Dieu nous a choisis depuis le commencement, il nous a appelés à devenir des saints, il nous a destinés à devenir ses fils et ses filles dans le Christ, le Fils unique.
Il nous a enfin comblés de sa grâce, le don gratuit de son amour, le don qui apporte le pardon de nos péchés, mais également le don de sagesse et d’intelligence qui permet de comprendre ce que Dieu a voulu faire : rassembler l’humanité en un seul peuple, réconcilier le monde par et dans le Christ, par l’œuvre de la rédemption accomplie par sa mort et sa résurrection.
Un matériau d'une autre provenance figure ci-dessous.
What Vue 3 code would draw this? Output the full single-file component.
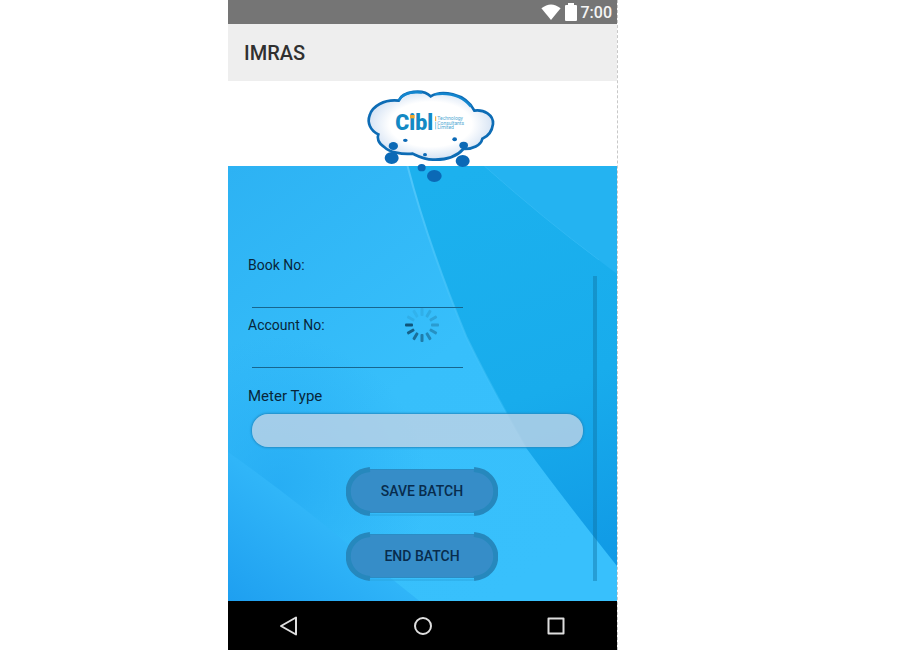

Nous avons aussi dans le psaume 84 un enseignement très riche qui résume l’action de Dieu en faveur des hommes et la réponse que les hommes doivent rendre à Dieu : relisons deux versets de ce psaume :

« amour et vérité se rencontrent, justice et paix s’embrassent.
La vérité germera de la terre et du ciel se penchera la justice »

Dans ce double mouvement descendant et ascendant, nous comprenons que l’amour vient d’en haut, de Dieu, il nous est communiqué par l’Esprit Saint. La vérité, elle, vient de la terre. C’est le Christ, au milieu des hommes qui fait germer sa parole de vérité. S. Jean dit fort justement : celui qui fait la vérité vient à la lumière (1 Jn 3,21).
De même la justice vient d’en haut, elle permet aux hommes d’être des justes, de s’ajuster à la miséricorde divine. Isaïe a écrit : « cieux répandez votre justice, que des nuées, vienne le Salut » (Is 45,8).

Ainsi se poursuit le dialogue entre Dieu et l’homme, quand celui-ci sait se mettre à l’écoute de Dieu et accueille dans son cœur l’invitation à aimer.

Ce message est simple, beau, mais on ne peut oublier que le cœur de l’homme s’est endurci. Dieu reproche d’ailleurs sans cesse à son peuple d’être un peuple à la nuque raide. Il veut n’écouter que lui-même. La vie de Dieu ne peut plus circuler, la parole ne peut plus descendre jusqu’au cœur et revenir par la bouche en louange et en action de grâce.
Ce qui mine le cœur de l’homme, c’est le dessèchement du cœur, le repli sur lui-même, le refus d’entendre la parole qui donne vie. Or Dieu ne cesse de vouloir irriguer nos cœurs, transformer nos vies, faire des fleuves d’eau vive dans nos déserts intérieurs.

Être chrétien aujourd’hui, c’est d’abord se mettre à l’écoute de Dieu, pour ensuite témoigner de cette parole qui nous habite et nous libère, c’est être des artisans de paix et de réconciliation, grandir dans une relation de confiance et de liberté sans cesse à recréer.